While the game is set in space, it plays just as if you were on the high seas in a ridiculously diverse Napoleonic war. Engagements are mostly kept to a pretty short distance and maneuvering your hulking ships so that broadsides and tactical weaponry comes to bear is the name of the game. All factions have their own specialties, strengths, and weaknesses. The Imperials have a bunch of torpedoes and use afterburners to make sharp turns for aiming or avoiding dangers. On the other hand, the Necrons lack these nifty afterburners but can instead teleport their ridiculously sturdy ships for short distances. These kinds of differences hold true for all the factions that are represented, and there are a lot of them. All 12 from the tabletop game are in this game from the get-go. While some are variants of each other, like Empire of Man having the Imperial Navy, Adeptus Astartes, and Adeptus Mechanicus being separate factions, there is still plenty of variation and unique tactics to try out. It especially helps the campaign stay fresh as you need to adopt different strategies and tactics when dealing with different factions. It’s a completely different thing facing Eldar compared to Chaos forces.
Speaking of which, the campaign has been greatly overhauled this time around. While the first game was pretty linear with some minor branching paths and side missions, Armada II gives you three dynamic campaigns to play around with. These campaigns let you move around fleets on a strategic map in order to conquer systems, defend them, and build up your forces. It gives the campaigns a whole lot more tactical variety as you can assemble your forces to a much greater extent than you ever could before. It’s moderately challenging and, if you’re not careful, you can actually mess up enough to make continuing a campaign impossible (speaking from experience). While most of the campaign is well-executed and a joy to play through, some missions are repeated a bit often and the back half of the campaign can have your forces snowball to such an extent that encounters become trivial. Familiar players should play on medium and above to mitigate this somewhat.
The story actually does a good job of connecting to the previous game, even though they are separated by almost a thousand years in the fiction. Admiral Spire is back after being lost in warpspace at the end of the last game and it feels good taking control of him once more. He is not the only one to make a comeback either; a few other familiar faces that have been able to survive over the millennia cross paths with you. It lends a much more personal feel to all the bombast and epicness in the story. It’s been a rough thousand years since the first game and Abbadon is back at it again, obliterating the fortress planet Cadia in the opening salvo of his 13th black crusade. For as many Warhammer games that are released nowadays, surprisingly few of them tie closely and directly into current events (or even reference them). The fall of Cadia was a shocking event in the latest edition of the tabletop ruleset, which set some big changes into motion in this grimdark universe. Throughout the story, you will encounter some heavy characters (including a blue-clad Astartes grandpappy of some importance) and important events. Overall, it is well presented and fill in a lot of lore for those uninitiated. The dialogue is ridiculously exaggerated and has that constipated seriousness you expect from a game set in this universe, but, for the most part, it is well-acted and delivers
Technically, Armada II looks sharper and has some gorgeous new effects to offer — seeing a full broadside erupt from your capital ships is a joy to see. But it is very clear that we are still dealing with pretty much the same graphics engine and tech as last time around. However, Armada II is much better optimized and can offer larger engagements than last time and load times have been improved by a great deal. The detailed graphics also make the ships feel a lot more distinct and the factions really have a unique look and style to them. Ork ships are floating hunks of debris that someone has slapped a bunch of cannons and engines onto. Eldar ships look sleek and dainty like they might break any moment, which they do. And of course, our favorite space fascists, the Imperials float around in space-cathedrals full of skulls that serve no strategic or practical purpose whatsoever. The sound and music also play a great part in selling the universe: the cannons sound like big, angry gunpowder weapons and when you ram into a ship, it sounds crunchy and painful.

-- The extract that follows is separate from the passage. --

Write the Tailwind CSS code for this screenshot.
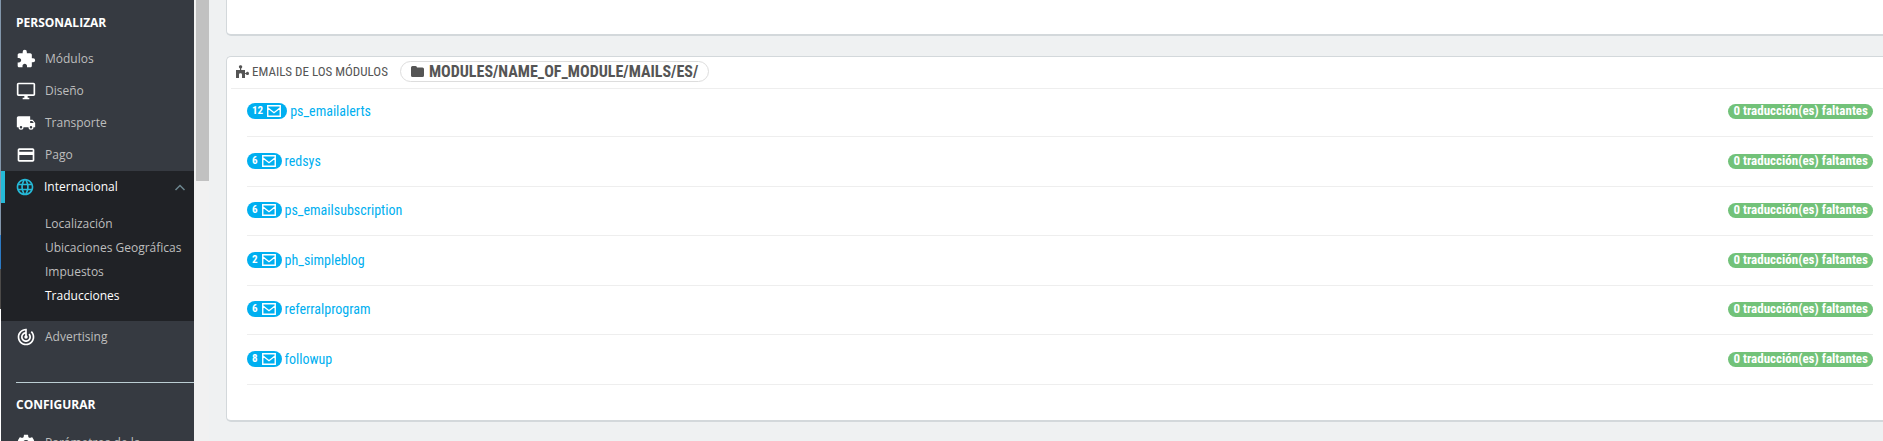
<!DOCTYPE html>
<html lang="es">
<head>
<meta charset="utf-8">
<meta name="viewport" content="width=device-width, initial-scale=1">
<title>Traducciones</title>
<script src="https://cdn.jsdelivr.net/npm/@tailwindcss/browser@4"></script>
</head>
<body class="flex h-screen overflow-hidden bg-[#eff1f2] font-['Ubuntu_Condensed','Roboto_Condensed','Liberation_Sans_Narrow','Open_Sans_Condensed',sans-serif] text-[#555]">
<svg class="hidden">
  <symbol id="mail" viewBox="0 0 14 12"><path d="M.75.75h12.5v10.5H.75zM1 3l6 4.7L13 3" fill="none" stroke="currentColor" stroke-width="1.4"/></symbol>
</svg>

<div class="flex w-px shrink-0 flex-col">
  <div class="h-[235px] bg-[#8296ab]"></div>
  <div class="h-[34px] bg-[#2c7ac4]"></div>
  <div class="h-10 bg-[#4c4a48]"></div>
  <div class="grow bg-white"></div>
</div>

<nav class="w-[193px] shrink-0 overflow-hidden bg-[#363a41] font-['Open_Sans',sans-serif] text-xs text-[#bebebe]">
  <h2 class="flex h-[43px] items-center pt-[2px] pl-[15px] font-bold text-white">PERSONALIZAR</h2>
  <a href="#" class="flex h-8 items-center gap-[9px] pl-[15px]"><svg class="size-5 text-white" viewBox="0 0 24 24" fill="currentColor"><path d="M20.5 11H19V7c0-1.1-.9-2-2-2h-4V3.5a2.5 2.5 0 0 0-5 0V5H4c-1.100 0-1.990.9-1.990 2v3.800H3.500c1.490 0 2.700 1.210 2.700 2.700s-1.210 2.700-2.700 2.700H2V20c0 1.100.9 2 2 2h3.800v-1.500c0-1.490 1.210-2.700 2.700-2.700s2.700 1.210 2.700 2.700V22H17c1.100 0 2-.9 2-2v-4h1.500a2.500 2.500 0 0 0 0-5z"/></svg>Módulos</a>
  <a href="#" class="flex h-8 items-center gap-[9px] pl-[15px]"><svg class="size-5 text-white" viewBox="0 0 24 24" fill="currentColor"><path d="M21 2H3c-1.100 0-2 .9-2 2v12c0 1.100.9 2 2 2h7v2H8v2h8v-2h-2v-2h7c1.100 0 2-.9 2-2V4c0-1.100-.9-2-2-2zm0 14H3V4h18v12z"/></svg>Diseño</a>
  <a href="#" class="flex h-8 items-center gap-[9px] pl-[15px]"><svg class="size-5 text-white" viewBox="0 0 24 24" fill="currentColor"><path d="M20 8h-3V4H3c-1.100 0-2 .9-2 2v11h2a3 3 0 0 0 6 0h6a3 3 0 0 0 6 0h2v-5l-3-4zM6 18.500a1.500 1.500 0 1 1 0-3 1.500 1.500 0 0 1 0 3zm13.500-9 1.960 2.500H17V9.500h2.500zm-1.500 9a1.500 1.500 0 1 1 0-3 1.500 1.500 0 0 1 0 3z"/></svg>Transporte</a>
  <a href="#" class="flex h-8 items-center gap-[9px] pl-[15px]"><svg class="size-5 text-white" viewBox="0 0 24 24" fill="currentColor"><path d="M20 4H4c-1.110 0-1.990.89-1.990 2L2 18c0 1.110.89 2 2 2h16c1.110 0 2-.89 2-2V6c0-1.110-.89-2-2-2zm0 14H4v-6h16v6zm0-10H4V6h16v2z"/></svg>Pago</a>
  <div class="h-[150px] bg-[#202226]">
    <a href="#" class="flex h-8 items-center gap-[9px] border-l-4 border-[#25b9d7] pr-2 pl-[10px] text-white"><svg class="size-5 text-[#25b9d7]" viewBox="0 0 24 24" fill="currentColor"><path d="M11.990 2C6.470 2 2 6.480 2 12s4.470 10 9.990 10C17.520 22 22 17.520 22 12S17.520 2 11.990 2zm6.930 6h-2.950c-.32-1.250-.78-2.450-1.380-3.560 1.840.63 3.370 1.910 4.330 3.560zM12 4.040c.83 1.200 1.480 2.530 1.910 3.960h-3.820c.43-1.430 1.080-2.760 1.910-3.960zM4.260 14C4.100 13.360 4 12.690 4 12s.1-1.360.26-2h3.380c-.08.66-.14 1.320-.14 2s.06 1.340.14 2H4.260zm.82 2h2.950c.32 1.250.78 2.450 1.380 3.560-1.840-.63-3.370-1.900-4.330-3.560zm2.950-8H5.080c.96-1.660 2.490-2.930 4.330-3.560C8.810 5.550 8.350 6.750 8.030 8zM12 19.960c-.83-1.200-1.480-2.530-1.910-3.960h3.820c-.43 1.430-1.080 2.760-1.910 3.960zM14.340 14H9.660c-.09-.66-.16-1.320-.16-2s.07-1.350.16-2h4.680c.09.65.16 1.320.16 2s-.07 1.340-.16 2zm.25 5.560c.6-1.110 1.060-2.310 1.380-3.560h2.950c-.96 1.650-2.490 2.930-4.330 3.560zM16.360 14c.08-.66.14-1.320.14-2s-.06-1.340-.14-2h3.380c.16.64.26 1.310.26 2s-.1 1.360-.26 2h-3.380z"/></svg>Internacional<svg class="ml-auto h-[7px] w-3 text-[#6c868e]" viewBox="0 0 12 7"><path d="m1.500 6 4.500-4.500L10.500 6" fill="none" stroke="currentColor" stroke-width="1.500"/></svg></a>
    <div class="flex flex-col pt-[9px] pl-11 leading-6 whitespace-nowrap">
      <a href="#">Localización</a>
      <a href="#">Ubicaciones Geográficas</a>
      <a href="#">Impuestos</a>
      <a href="#" class="text-white">Traducciones</a>
    </div>
  </div>
  <a href="#" class="flex h-8 items-center gap-[9px] pl-[15px]"><svg class="size-5 text-white" viewBox="0 0 24 24" fill="currentColor"><path d="M19.070 4.930l-1.410 1.410C19.100 7.790 20 9.790 20 12c0 4.420-3.580 8-8 8s-8-3.580-8-8c0-4.080 3.050-7.440 7-7.930v2.020C8.160 6.570 6 9.030 6 12c0 3.310 2.690 6 6 6s6-2.690 6-6c0-1.660-.67-3.160-1.760-4.240l-1.410 1.410C15.550 9.900 16 10.900 16 12c0 2.210-1.790 4-4 4s-4-1.790-4-4c0-1.860 1.280-3.410 3-3.860v2.140c-.6.350-1 .98-1 1.720 0 1.100.9 2 2 2s2-.9 2-2c0-.74-.4-1.380-1-1.720V2h-1C6.480 2 2 6.480 2 12s4.480 10 10 10 10-4.480 10-10c0-2.760-1.120-5.260-2.930-7.070z"/></svg>Advertising</a>
  <div class="mt-[29px] ml-[15px] h-px bg-[#bbcdd2]"></div>
  <h2 class="flex h-11 items-center pl-[15px] font-bold text-white">CONFIGURAR</h2>
  <a href="#" class="flex h-8 items-center gap-[9px] pl-[15px]"><svg class="size-5 text-white" viewBox="0 0 24 24" fill="currentColor"><path d="M19.430 12.980c.04-.32.07-.64.07-.98s-.03-.66-.07-.98l2.110-1.650c.19-.15.24-.42.12-.64l-2-3.460c-.12-.22-.39-.3-.61-.22l-2.490 1c-.52-.4-1.080-.73-1.690-.98l-.38-2.650A.488.488 0 0 0 14 2h-4c-.25 0-.46.18-.49.42l-.38 2.650c-.61.25-1.170.59-1.690.98l-2.490-1c-.23-.09-.49 0-.61.22l-2 3.460c-.13.22-.07.49.12.64l2.110 1.650c-.04.32-.07.65-.07.98s.03.66.07.98l-2.110 1.650c-.19.15-.24.42-.12.64l2 3.460c.12.22.39.3.61.22l2.490-1c.52.4 1.080.73 1.690.98l.38 2.650c.03.24.24.42.49.42h4c.25 0 .46-.18.49-.42l.38-2.650c.61-.25 1.170-.59 1.690-.98l2.490 1c.23.09.49 0 .61-.22l2-3.460c.12-.22.07-.49-.12-.64l-2.110-1.650zM12 15.500a3.500 3.500 0 1 1 0-7 3.500 3.500 0 0 1 0 7z"/></svg>Parámetros de la</a>
</nav>

<div class="w-[15px] shrink-0 bg-[#f1f1f1] pl-0.5"><div class="h-[181px] bg-[#c1c1c1]"></div></div>

<main class="flex min-w-0 grow flex-col pl-[17px]">
  <section class="h-9 shrink-0 rounded-bl-[5px] border-b-2 border-l border-[#d3d8db] bg-white"></section>
  <section class="mt-5 rounded-l-[5px] border-y border-l border-b-2 border-[#d3d8db] bg-white pb-[35px] pl-1">
    <h3 class="flex h-8 items-center border-b border-[#eee] pb-[2px] pl-[5px] text-[13px] whitespace-nowrap">
      <svg class="mr-[3px] h-[13px] w-[13px] shrink-0" viewBox="0 0 13 13" fill="currentColor"><path d="M0 5h4V3.500C3 3 2.700 2.200 2.900 1.400c.4-1.500 2.900-1.500 3.300 0 .2.800-.1 1.600-1 2.100V5H9v3c.6 0 .9-.2 1.200-.6.900-1 2.800-.6 2.800 1s-1.900 2-2.800 1C9.900 9 9.600 8.800 9 8.800V13H6V9.500c0-1.700-3-1.700-3 0V13H0z"/></svg>
      <span>EMAILS DE LOS MÓDULOS</span>
      <span class="ml-3 flex h-[21px] items-center gap-[5px] rounded-full border border-[#ddd] px-[10px] text-base font-bold"><svg class="h-[11px] w-[13px]" viewBox="0 0 13 11" fill="currentColor"><path d="M0 1.500Q0 0 1.500 0h3Q6 0 6 1.500h5.500Q13 1.500 13 3v6.500Q13 11 11.500 11h-10Q0 11 0 9.500z"/></svg>MODULES/NAME_OF_MODULE/MAILS/ES/</span>
    </h3>
    <ul class="pr-[10px] pl-4 text-sm text-[#00aff0]">
      <li class="flex h-12 items-end justify-between border-b border-[#eee] pb-[17px]"><a href="#" class="flex h-4 items-center gap-[3px]"><span class="flex h-4 items-center gap-1 rounded-full bg-[#00aff0] pr-[6px] pl-[5px] text-[11px] font-bold text-white">12<svg class="h-3 w-[14px]"><use href="#mail"/></svg></span>ps_emailalerts</a><span class="flex h-[15px] items-center rounded-full bg-[#72c279] px-[5px] text-[13px] font-bold text-white">0 traducción(es) faltantes</span></li>
      <li class="flex h-[50px] items-end justify-between border-b border-[#eee] pb-[17px]"><a href="#" class="flex h-4 items-center gap-[3px]"><span class="flex h-4 items-center gap-1 rounded-full bg-[#00aff0] pr-[6px] pl-[5px] text-[11px] font-bold text-white">6<svg class="h-3 w-[14px]"><use href="#mail"/></svg></span>redsys</a><span class="flex h-[15px] items-center rounded-full bg-[#72c279] px-[5px] text-[13px] font-bold text-white">0 traducción(es) faltantes</span></li>
      <li class="flex h-[49px] items-end justify-between border-b border-[#eee] pb-[17px]"><a href="#" class="flex h-4 items-center gap-[3px]"><span class="flex h-4 items-center gap-1 rounded-full bg-[#00aff0] pr-[6px] pl-[5px] text-[11px] font-bold text-white">6<svg class="h-3 w-[14px]"><use href="#mail"/></svg></span>ps_emailsubscription</a><span class="flex h-[15px] items-center rounded-full bg-[#72c279] px-[5px] text-[13px] font-bold text-white">0 traducción(es) faltantes</span></li>
      <li class="flex h-[50px] items-end justify-between border-b border-[#eee] pb-[17px]"><a href="#" class="flex h-4 items-center gap-[3px]"><span class="flex h-4 items-center gap-1 rounded-full bg-[#00aff0] pr-[6px] pl-[5px] text-[11px] font-bold text-white">2<svg class="h-3 w-[14px]"><use href="#mail"/></svg></span>ph_simpleblog</a><span class="flex h-[15px] items-center rounded-full bg-[#72c279] px-[5px] text-[13px] font-bold text-white">0 traducción(es) faltantes</span></li>
      <li class="flex h-[49px] items-end justify-between border-b border-[#eee] pb-[17px]"><a href="#" class="flex h-4 items-center gap-[3px]"><span class="flex h-4 items-center gap-1 rounded-full bg-[#00aff0] pr-[6px] pl-[5px] text-[11px] font-bold text-white">6<svg class="h-3 w-[14px]"><use href="#mail"/></svg></span>referralprogram</a><span class="flex h-[15px] items-center rounded-full bg-[#72c279] px-[5px] text-[13px] font-bold text-white">0 traducción(es) faltantes</span></li>
      <li class="flex h-[50px] items-end justify-between border-b border-[#eee] pb-[17px]"><a href="#" class="flex h-4 items-center gap-[3px]"><span class="flex h-4 items-center gap-1 rounded-full bg-[#00aff0] pr-[6px] pl-[5px] text-[11px] font-bold text-white">8<svg class="h-3 w-[14px]"><use href="#mail"/></svg></span>followup</a><span class="flex h-[15px] items-center rounded-full bg-[#72c279] px-[5px] text-[13px] font-bold text-white">0 traducción(es) faltantes</span></li>
    </ul>
  </section>
</main>
</body>
</html>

Battlefleet Gothic: Armada II is a very impressive game that improves upon almost all aspects of the first game. Were it not for the campaign plateauing in the back half and some overuse of mission types, it could have been the perfect strategy game. As it is, $40 will give you a great and expansive RTS with a surprisingly gripping storyline with developers Tindalos already promising some pretty interesting updates like co-op and even bigger engagements down the line.
Battlefleet Gothic: Armada II is a beautiful and ridiculous space opera that delivers on pretty much every front. Anyone who has ever wanted to smash big chunks of (heavy) metal cathedrals at each other will love this game.